The Ancient Art of Carbon Filtration

The Ancient Art of Carbon Filtration

Carbon Filtration: Keeping Your Water Clean Since 2000 BC

Some of the best modern “inventions” have actually existed in some form or another for centuries. All the way back in 2000 BC, for example, ancient Sanskrit texts referenced filtering water through charcoal (carbon residue formed from burning wood). By 400 BC, Nile-dwelling ancient Egyptians began replacing their rotting wooden docks with charred wood after accidentally discovering charcoal’s antiseptic properties.

Now, in 2022, Wisewell is applying cutting-edge technology to this ancient technique. Wisewell machines use activated carbon to filter out mercury, chlorine, and other organic compounds from your drinking water. The carbon filter works in tandem with a powerful reverse osmosis filter to reduce forever chemicals and UV light purification that kills bacteria and viruses. Wisewell combines time-tested techniques with innovative applications to ensure every drop of water in your glass is clean and delicious.

Here’s why carbon is so enduringly powerful — and how Wisewell uses carbon to ensure your drinking water is completely pure.

Carbon: The Stardust Inside Us

Carbon is one of the most enduring elements on our planet. It makes up close to half of all dry biomass on Earth — in fact, our bodies are about 12% carbon, because sugars, proteins, fats, DNA, muscle tissue and other biological building blocks are carbon-based compounds.

Why is carbon everywhere? The answer has to do with its chemical structure. Think back to high school chemistry class: Carbon atoms have four valence electrons on their outer shell, meaning one carbon atom can form four covalent bonds to different molecules in endless combinations to create an enormous amount of different compounds. Close to ten million chemical compounds include carbon — and those are just the ones we’ve discovered so far.

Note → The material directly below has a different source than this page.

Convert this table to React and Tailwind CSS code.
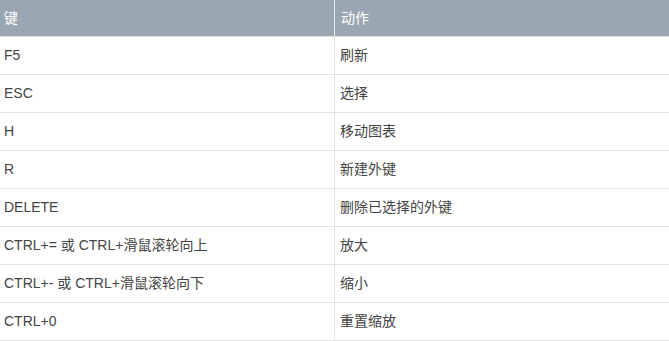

Most importantly, carbon-to-carbon bonds are very strong and not very reactive, meaning they can easily form long chains or rings. That helps make carbon particularly effective at trapping other chemicals — and thus perfect for water filtration.

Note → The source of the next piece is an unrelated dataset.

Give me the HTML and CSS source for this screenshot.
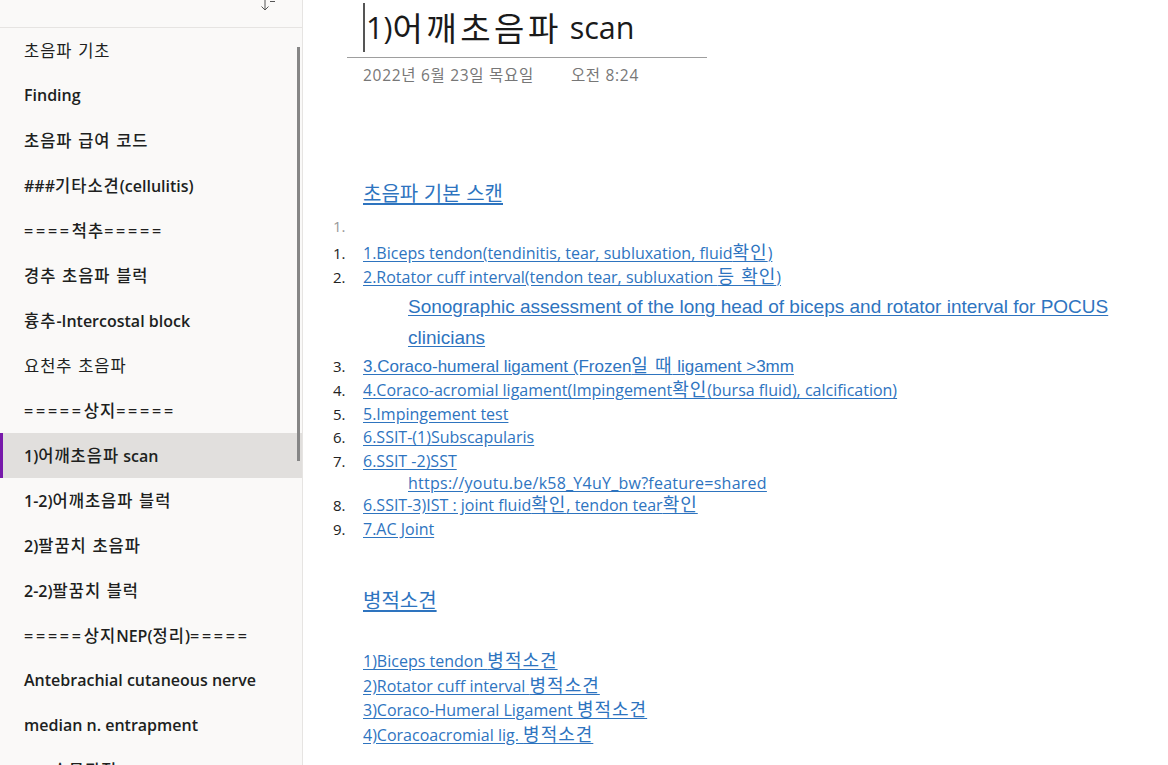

Carbon Filtration: How Does It Work?

Carbon filters — like the one inside a Wisewell machine — use a process called adsorption to filter out unwanted compounds from your water. Adsorption (not to be confused with absorption) is when a solid substance attracts other molecules to its surface. Carbon bonds easily and strongly to other chemicals, acting like a magnet for unwanted compounds in a process called chemical adsorption.

However, carbon filters use both chemical and physical adsorption — neutral molecules in water stick to each other through weak electric forces, but carbon’s strong attraction and easy bondability pulls non-water molecules out of the H2O. You can think of the charcoal as a microscopic quality control specialist.

According to the EPA, carbon filters effectively reduce the 14 most common pesticides; the 12 most common herbicides; and all 32 identified organic contaminants, including potentially cancerous compounds like chlorine byproducts.

Carbon Upgraded

Although activated carbon can remove many chemicals, it can’t catch everything. For instance, “forever chemicals” — synthetic compounds found in household items like non-stick pots and pans — evade carbon filters with ease, including the ones used in the pitcher filter you may have sitting in your fridge right now.

That’s why Wisewell complements its carbon filter with two other powerful processes: a reverse osmosis filter to reduce forever chemicals, and UV light to kill bacteria and viruses. With those three filters working together, Wisewell makes sure the only substance that ends up in your glass is water.

While technology has advanced far beyond the filtration systems of the ancient world, carbon is here to stay. Wisewell is the perfect blend of old world ingenuity and modern innovation, keeping your water healthy and clean for years to come.